SEBI’s own data later confirmed the scale of the problem. In the first 45 days of the re-lodgement window, 66 per cent of investor requests handled by major RTAs were for fresh lodgement of old physical deeds. That means thousands of investors are still struggling to get rightful ownership recorded.
To prevent misuse, the paper lists strict due-diligence steps. RTAs must verify PAN, address and identity of both buyer and seller. If names differ across documents, investors must submit proof such as passport, marriage certificate, gazette notification or Aadhaar.
If the transferor’s signature is missing or cannot be verified, the transferee must file a notarised indemnity bond, provide address proof and agree not to transfer the shares for one year. Companies must also publish newspaper notices and post the details of such transfers on their websites and stock exchanges for transparency.
There are even rules for complex cases. If the transferee has died, legal heirs can request a combined transfer-cum-transmission. They must submit original share certificates, client master list of their demat account, proof of purchase and an indemnity bond. Transfers will be completed only after a public notice period of 30 days and will remain under one-year lock-in.
These safeguards show SEBI’s attempt to balance investor convenience with record integrity. The goal is not to reopen a floodgate for paper trading but to clear legacy backlogs under close supervision. The consultation paper also states that this relaxation will come with a sunset clause so that dematerialisation remains the long-term norm.
For retail investors and families who still find bundles of old certificates in cupboards or lockers, this may be the last chance to regularise ownership. Once this window closes, non-dematted paper shares could effectively turn illiquid.

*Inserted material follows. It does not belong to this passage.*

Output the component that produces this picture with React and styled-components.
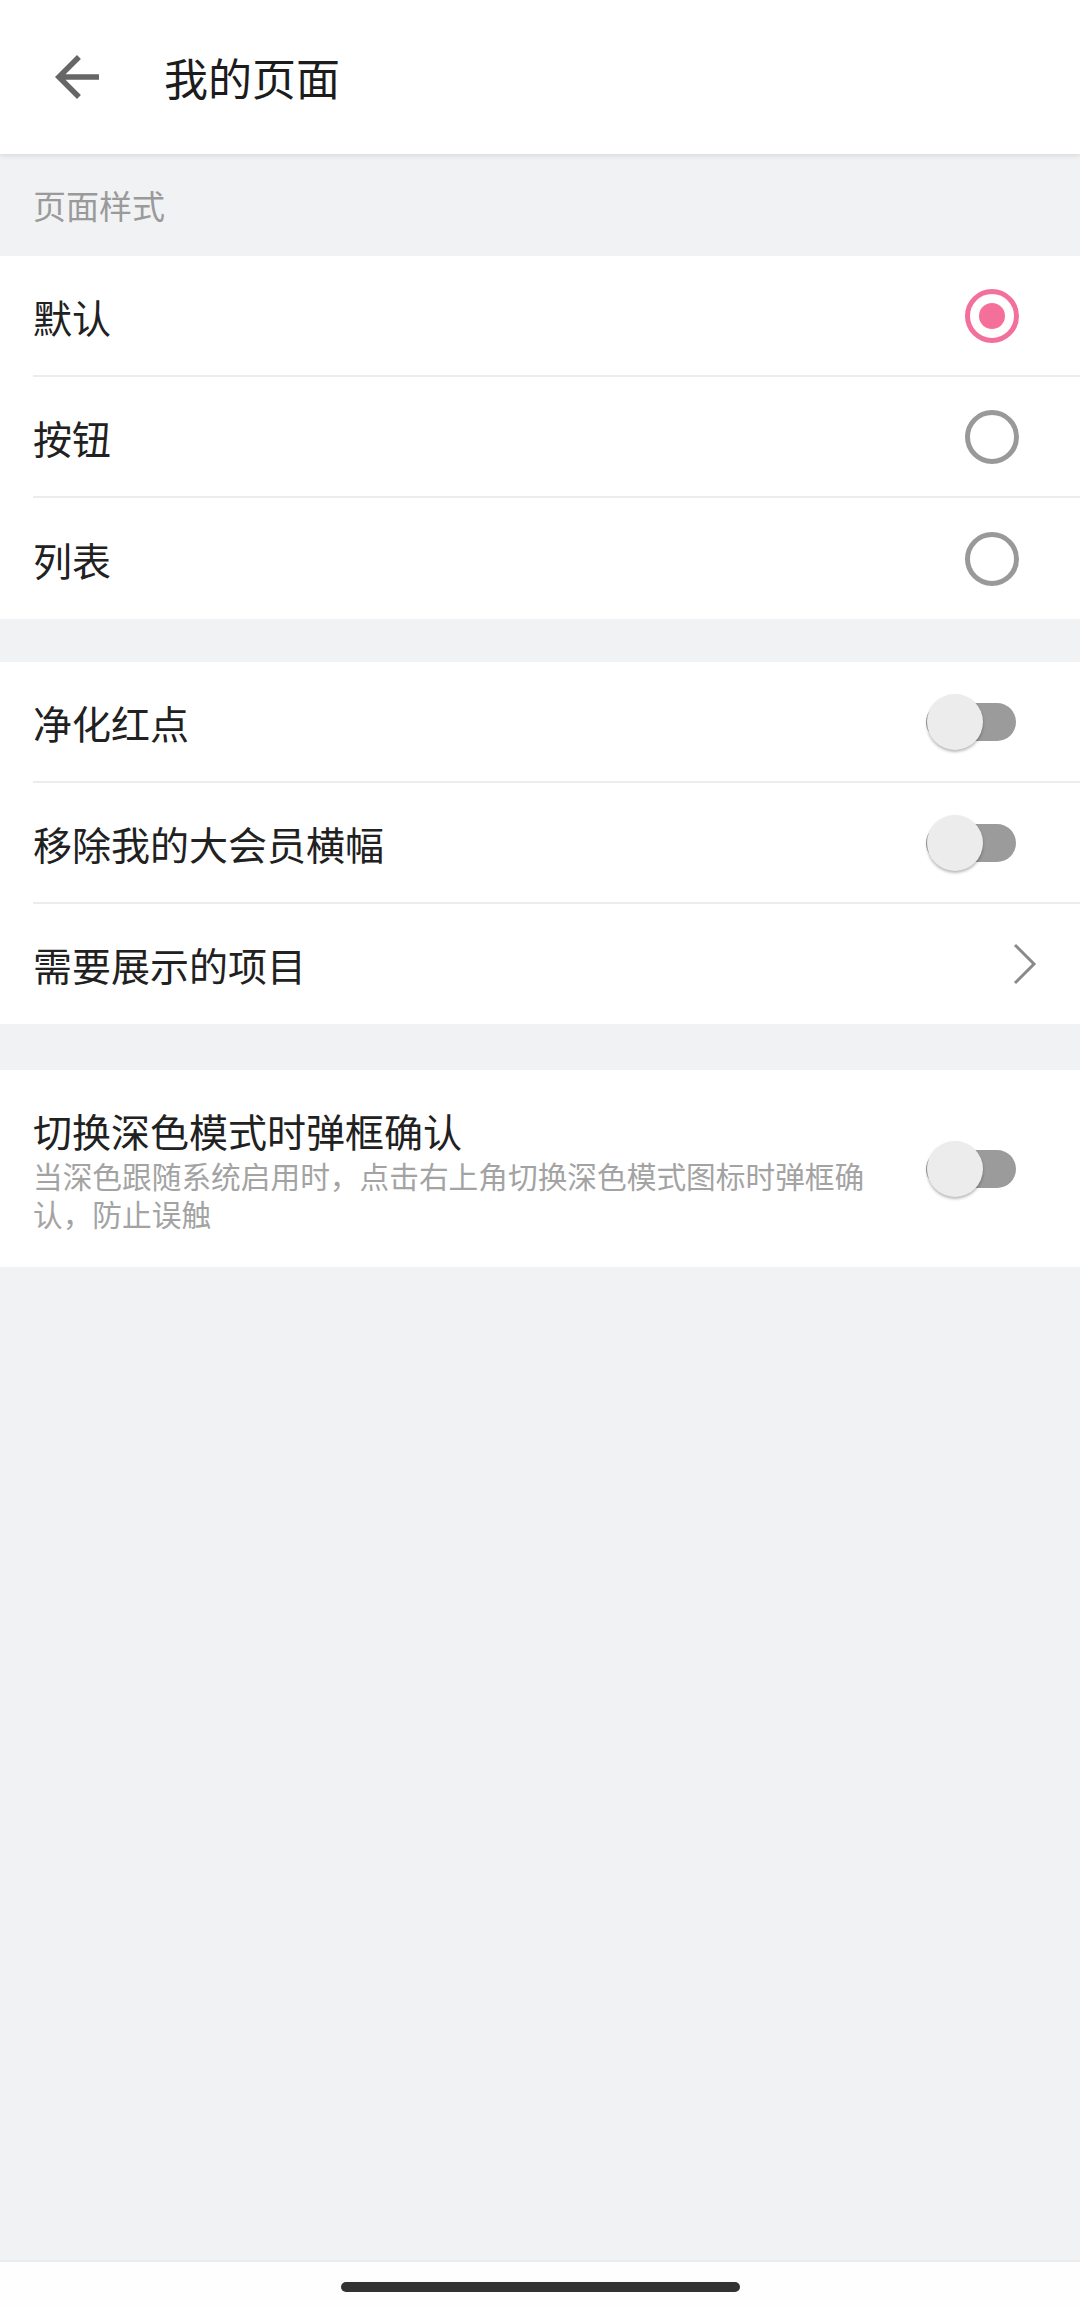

Investors should check whether the original purchase was before April 2019, gather supporting documents and contact the relevant company’s RTA well before January 2026. Legal heirs should locate death certificates and succession proofs early because RTAs will not process disputed or incomplete claims.
Letter of confirmation
The second proposal in the consultation paper tackles a newer but widespread irritant in demat operations.
Under the current system, when an investor asks for a duplicate certificate, a name correction or transmission to legal heirs, the RTA issues a Letter of Confirmation (LOC) instead of a physical certificate. The investor must then take this LOC to their depository participant to get the shares credited in demat form. The LOC stays valid for 120 days. If it is not used in time, the shares go into a Suspense Escrow Demat Account (SEDA) of the company.
The arrangement was meant to avoid re-issuance of paper certificates. But in practice, it has become an administrative maze. Investors often forget to visit the depository in time. RTAs must send reminders at 45 and 90 days. Companies pay for maintaining the suspense accounts. Even when investors comply, the double process increases turnaround time and confusion.
SEBI now proposes to abolish the LOC step altogether. Instead, RTAs or listed companies will directly credit verified shares into the investor’s demat account after completing their due-diligence checks. Depositories will develop the technology and workflow for this. Investors will simply need to have a valid demat account and attach their Client Master List (CML) with the service request.
This change should make life easier for both investors and back-office teams. It cuts one layer of physical verification, eliminates duplicate effort and prevents shares from lying idle in suspense accounts. It also aligns with SEBI’s wider goal of “ease of doing business” in the securities market.
At the same time, RTAs will still need to ensure that every case is backed by proper identity and address proof. The proposal does not dilute verification standards. It only streamlines the flow of documents so that shares can move seamlessly into digital custody without additional visits or reminders.
Investor takeaways
The two proposals, taken together, mark another push in India’s long journey from paper to pixels. Most active investors already operate in a fully-demat world. But many older families still hold small legacy lots from company allotments or early IPOs of the 1980s and 1990s. These often sit unclaimed because the transfer process froze after 2019.
If the draft rules are finalised, such investors can finally regularise those holdings, get them into demat accounts and even sell them later. However, they must act within the prescribed period and maintain all supporting documents, including identity proofs and old purchase records. The annexure to SEBI’s paper also lays down detailed steps for verification, newspaper notice and indemnity bonds to make sure these transfers are genuine.
SEBI has invited public comments till November 7, 2025, through its website or by e-mail. The regulator will review responses before notifying final amendments.